Clock tree generation by abutment in synchoros VLSI design

Abstract

Synchoros VLSI design style has been proposed as an alternative to standard cell-based design. Standard cells are replaced by synchoros, large grain, VLSI design objects called SiLago (Silicon Lego) blocks. This new design style eliminates the need to synthesise ad hoc wires of any type: functional and infrastructural. SiLago blocks are organised into region instances. In a region instance, communication amongst SiLago blocks is synchronous and happens over a regional network on chip (NoC), whose fragments are also absorbed into SiLago blocks. Consequently, the regional NoCs get created by the abutment of SiLago blocks. The clock tree used in a region is called a regional clock tree (RCT). The synchoros VLSI design style requires that the RCT, like the regional NoCs, is also created by abutting its fragments. The RCT fragments are absorbed within the SiLago blocks.

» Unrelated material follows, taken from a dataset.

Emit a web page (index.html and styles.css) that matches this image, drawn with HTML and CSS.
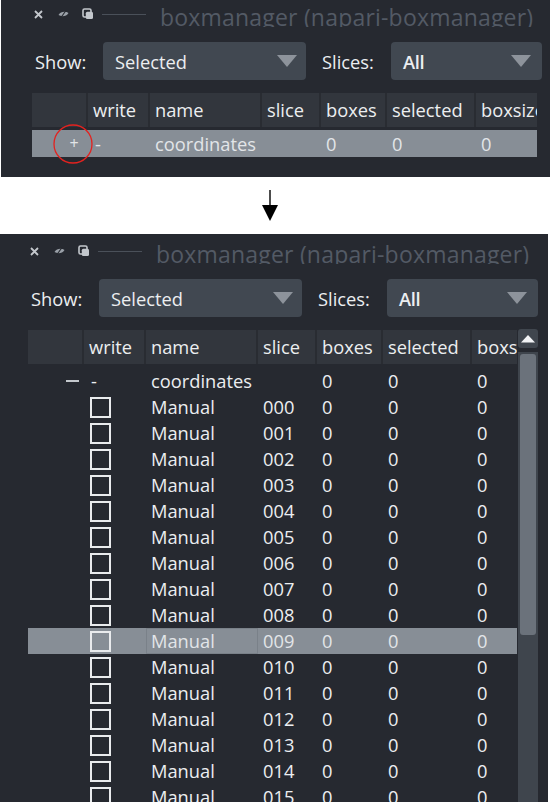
FILE: index.html
```html
<!DOCTYPE html>
<html>
<head>
<meta charset="utf-8">
<link rel="stylesheet" href="styles.css">
</head>
<body>
<div class="page">
  <section class="panel panel-a">
    <div class="titlebar">
      <svg class="ic ic-x" width="9" height="9" viewBox="0 0 9 9"><path d="M1 1L8 8M8 1L1 8" stroke="#c3c7cc" stroke-width="1.8"/></svg>
      <svg class="ic ic-eye" width="11" height="8" viewBox="0 0 11 8"><path d="M0.5 5C2.5 1.5 7.5 1 10.5 3C8.5 6.5 3.5 7 0.5 5Z" fill="#9aa0a8"/><path d="M3.2 7.2L7.8 0.8" stroke="#262930" stroke-width="1.1"/></svg>
      <svg class="ic ic-float" width="12" height="12" viewBox="0 0 12 12"><rect x="1" y="1" width="8" height="8" rx="1.5" fill="none" stroke="#c3c7cc" stroke-width="1.6"/><rect x="3.8" y="3.8" width="7.2" height="7.2" rx="1.5" fill="#c3c7cc"/></svg>
      <span class="tb-line"></span>
      <span class="tb-title">boxmanager (napari-boxmanager)</span>
    </div>
    <div class="controls">
      <span class="lbl lbl-show">Show:</span>
      <div class="combo combo-show"><span>Selected</span><span class="caret"></span></div>
      <span class="lbl lbl-slices">Slices:</span>
      <div class="combo combo-slices"><span class="combo-all">All</span><span class="caret"></span></div>
    </div>
    <div class="tablearea">
      <div class="table">
        <div class="thead cols">
          <div class="th"></div><div class="th">write</div><div class="th">name</div><div class="th">slice</div><div class="th">boxes</div><div class="th">selected</div><div class="th th-last">boxsize</div>
        </div>
        <div class="tbody">
          <div class="tr cols is-sel">
            <div class="td td-tree"><span class="plus">+</span></div><div class="td td-dash">-</div><div class="td">coordinates</div><div class="td"></div><div class="td">0</div><div class="td">0</div><div class="td">0</div>
          </div>
        </div>
      </div>
    </div>
    <svg class="ring" width="42" height="42" viewBox="0 0 42 42"><circle cx="21" cy="21" r="19" fill="none" stroke="#e3221f" stroke-width="1.3"/></svg>
  </section>

  <div class="connector">
    <svg width="16" height="32" viewBox="0 0 16 32"><path d="M8 0V17" stroke="#000" stroke-width="1.4"/><path d="M0 15H16L8 31Z" fill="#000"/></svg>
  </div>

  <section class="panel panel-b">
    <div class="titlebar">
      <svg class="ic ic-x" width="9" height="9" viewBox="0 0 9 9"><path d="M1 1L8 8M8 1L1 8" stroke="#c3c7cc" stroke-width="1.8"/></svg>
      <svg class="ic ic-eye" width="11" height="8" viewBox="0 0 11 8"><path d="M0.5 5C2.5 1.5 7.5 1 10.5 3C8.5 6.5 3.5 7 0.5 5Z" fill="#9aa0a8"/><path d="M3.2 7.2L7.8 0.8" stroke="#262930" stroke-width="1.1"/></svg>
      <svg class="ic ic-float" width="12" height="12" viewBox="0 0 12 12"><rect x="1" y="1" width="8" height="8" rx="1.5" fill="none" stroke="#c3c7cc" stroke-width="1.6"/><rect x="3.8" y="3.8" width="7.2" height="7.2" rx="1.5" fill="#c3c7cc"/></svg>
      <span class="tb-line"></span>
      <span class="tb-title">boxmanager (napari-boxmanager)</span>
    </div>
    <div class="controls">
      <span class="lbl lbl-show">Show:</span>
      <div class="combo combo-show"><span>Selected</span><span class="caret"></span></div>
      <span class="lbl lbl-slices">Slices:</span>
      <div class="combo combo-slices"><span class="combo-all">All</span><span class="caret"></span></div>
    </div>
    <div class="tablearea">
      <div class="table">
        <div class="thead cols">
          <div class="th"></div><div class="th">write</div><div class="th">name</div><div class="th">slice</div><div class="th">boxes</div><div class="th">selected</div><div class="th th-last">boxsize</div>
        </div>
        <div class="tbody">
          <div class="tr cols">
            <div class="td td-tree"><span class="minus"></span></div><div class="td td-dash">-</div><div class="td">coordinates</div><div class="td"></div><div class="td">0</div><div class="td">0</div><div class="td">0</div>
          </div>
          <div class="tr cols"><div class="td"></div><div class="td"><span class="chk"></span></div><div class="td">Manual</div><div class="td">000</div><div class="td">0</div><div class="td">0</div><div class="td">0</div></div>
          <div class="tr cols"><div class="td"></div><div class="td"><span class="chk"></span></div><div class="td">Manual</div><div class="td">001</div><div class="td">0</div><div class="td">0</div><div class="td">0</div></div>
          <div class="tr cols"><div class="td"></div><div class="td"><span class="chk"></span></div><div class="td">Manual</div><div class="td">002</div><div class="td">0</div><div class="td">0</div><div class="td">0</div></div>
          <div class="tr cols"><div class="td"></div><div class="td"><span class="chk"></span></div><div class="td">Manual</div><div class="td">003</div><div class="td">0</div><div class="td">0</div><div class="td">0</div></div>
          <div class="tr cols"><div class="td"></div><div class="td"><span class="chk"></span></div><div class="td">Manual</div><div class="td">004</div><div class="td">0</div><div class="td">0</div><div class="td">0</div></div>
          <div class="tr cols"><div class="td"></div><div class="td"><span class="chk"></span></div><div class="td">Manual</div><div class="td">005</div><div class="td">0</div><div class="td">0</div><div class="td">0</div></div>
          <div class="tr cols"><div class="td"></div><div class="td"><span class="chk"></span></div><div class="td">Manual</div><div class="td">006</div><div class="td">0</div><div class="td">0</div><div class="td">0</div></div>
          <div class="tr cols"><div class="td"></div><div class="td"><span class="chk"></span></div><div class="td">Manual</div><div class="td">007</div><div class="td">0</div><div class="td">0</div><div class="td">0</div></div>
          <div class="tr cols"><div class="td"></div><div class="td"><span class="chk"></span></div><div class="td">Manual</div><div class="td">008</div><div class="td">0</div><div class="td">0</div><div class="td">0</div></div>
          <div class="tr cols is-sel"><div class="td"></div><div class="td"><span class="chk"></span></div><div class="td td-focus">Manual</div><div class="td">009</div><div class="td">0</div><div class="td">0</div><div class="td">0</div></div>
          <div class="tr cols"><div class="td"></div><div class="td"><span class="chk"></span></div><div class="td">Manual</div><div class="td">010</div><div class="td">0</div><div class="td">0</div><div class="td">0</div></div>
          <div class="tr cols"><div class="td"></div><div class="td"><span class="chk"></span></div><div class="td">Manual</div><div class="td">011</div><div class="td">0</div><div class="td">0</div><div class="td">0</div></div>
          <div class="tr cols"><div class="td"></div><div class="td"><span class="chk"></span></div><div class="td">Manual</div><div class="td">012</div><div class="td">0</div><div class="td">0</div><div class="td">0</div></div>
          <div class="tr cols"><div class="td"></div><div class="td"><span class="chk"></span></div><div class="td">Manual</div><div class="td">013</div><div class="td">0</div><div class="td">0</div><div class="td">0</div></div>
          <div class="tr cols"><div class="td"></div><div class="td"><span class="chk"></span></div><div class="td">Manual</div><div class="td">014</div><div class="td">0</div><div class="td">0</div><div class="td">0</div></div>
          <div class="tr cols"><div class="td"></div><div class="td"><span class="chk"></span></div><div class="td">Manual</div><div class="td">015</div><div class="td">0</div><div class="td">0</div><div class="td">0</div></div>
          <div class="tr cols"><div class="td"></div><div class="td"><span class="chk"></span></div><div class="td">Manual</div><div class="td">016</div><div class="td">0</div><div class="td">0</div><div class="td">0</div></div>
        </div>
      </div>
      <div class="scrollbar">
        <div class="sb-up"><svg width="14" height="8" viewBox="0 0 14 8"><path d="M0 7.5H14L7 0Z" fill="#f2f3f5"/></svg></div>
        <div class="sb-track"><div class="sb-handle"></div></div>
      </div>
    </div>
  </section>
</div>
</body>
</html>
```
FILE: styles.css
```css
* { box-sizing: border-box; }
html, body { margin: 0; padding: 0; background: #ffffff; }
body {
  font-family: "Open Sans", "Noto Sans", "DejaVu Sans", sans-serif;
  width: 552px;
  height: 802px;
  overflow: hidden;
}
.page { width: 552px; }

.panel {
  position: relative;
  background: #262930;
  overflow: hidden;
  color: #eceef0;
}
.panel-a {
  margin-left: 1px;
  width: 549px;
  height: 177px;
  padding-left: 31px;
}
.panel-b {
  width: 548px;
  height: 568px;
  padding-left: 28px;
  padding-top: 3px;
}

/* title bar */
.titlebar {
  display: flex;
  align-items: center;
  height: 28px;
  padding-left: 2px;
}
.ic { display: block; flex: none; }
.ic-eye { margin-left: 15px; }
.ic-float { margin-left: 13px; }
.tb-line {
  width: 44px;
  height: 1px;
  background: #4a5059;
  margin-left: 8px;
  flex: none;
}
.tb-title {
  align-self: flex-start;
  margin-left: 14px;
  height: 27px;
  overflow: hidden;
  padding-top: 3px;
  font-size: 23px;
  letter-spacing: 0.2px;
  line-height: 28px;
  color: #535a65;
  white-space: nowrap;
}

/* controls */
.controls {
  display: flex;
  align-items: center;
  margin-top: 14px;
  padding-left: 3px;
  height: 38px;
  font-size: 18.3px;
}
.lbl { flex: none; }
.lbl-show { width: 68px; }
.lbl-slices { width: 69px; margin-left: 16px; }
.combo {
  flex: none;
  height: 38px;
  background: #414851;
  border-radius: 4px;
  display: flex;
  align-items: center;
  justify-content: space-between;
  padding-left: 12px;
}
.combo-show { width: 203px; padding-right: 9px; }
.combo-slices { width: 151px; padding-right: 11px; }
.combo-all { font-weight: 600; letter-spacing: -0.3px; }
.caret {
  width: 0;
  height: 0;
  border-left: 10px solid transparent;
  border-right: 10px solid transparent;
  border-top: 12px solid #8d939b;
}

/* table */
.tablearea {
  display: flex;
  align-items: flex-start;
  margin-top: 13px;
}
.panel-a .table { width: 505px; }
.panel-b .table { width: 489px; }
.cols {
  display: grid;
  grid-template-columns: 56px 62px 112px 59px 66px 89px 1fr;
}
.thead {
  height: 34px;
  background: #32363d;
  font-size: 18.3px;
  line-height: 34px;
}
.th {
  padding-left: 5px;
  border-right: 2px solid #292c32;
  white-space: nowrap;
  overflow: hidden;
}
.th-last { border-right: none; }
.tbody { margin-top: 3px; }
.panel-b .tbody { margin-top: 4px; }
.tr {
  height: 26px;
  font-size: 18.3px;
  line-height: 26px;
}
.panel-a .tr { height: 27px; line-height: 27px; }
.td {
  padding-left: 5px;
  white-space: nowrap;
  overflow: hidden;
  display: flex;
  align-items: center;
}
.tr.is-sel { background: #878e96; color: #e2e5e8; }
.td-focus { box-shadow: inset 0 0 0 1px #7a8189; }
.td-tree { padding-left: 36px; }
.td-dash { padding-left: 7px; }
.minus {
  display: block;
  width: 13px;
  height: 2px;
  background: #c4c8cd;
  margin-left: 2px;
}
.plus {
  display: block;
  width: 14px;
  text-align: center;
  font-size: 16px;
  margin-left: -1px;
}
.chk {
  display: block;
  width: 21px;
  height: 21px;
  border: 2px solid #e9ebed;
  margin-left: 1px;
}

/* scrollbar */
.scrollbar {
  width: 20px;
  margin-left: 1px;
  margin-top: -1px;
  flex: none;
}
.sb-up {
  height: 19px;
  background: #40464e;
  border-radius: 3px;
  display: flex;
  align-items: center;
  justify-content: center;
}
.sb-track {
  margin-top: 4px;
  height: 460px;
  background: #3f454d;
  padding: 2px;
}
.sb-handle {
  height: 281px;
  background: #6b727b;
  border-radius: 3px;
}

/* annotations */
.ring {
  position: absolute;
  left: 51px;
  top: 123px;
}
.connector {
  height: 57px;
  padding-top: 13px;
  padding-left: 262px;
}
.connector svg { display: block; }
```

The RCT created by the abutment is not an ad-hoc clock tree but a structured and predictable design with known cost metrics. The design of such an RCT is the focus of this paper. The scheme is scalable, and we demonstrate that the proposed RCT can be generated for valid VLSI designs of ∼1.5 million gates. The RCT created by abutment is correct by construction, and its properties are predictable. Additionally, we present an in-depth description of the method used to find the optimal configuration for the proposed design. We have validated the generated RCTs with static timing analysis to validate the correct-by-construction claim. Finally, we show that the cost metrics of the SiLago RCT is comparable to the one generated by commercial EDA tools.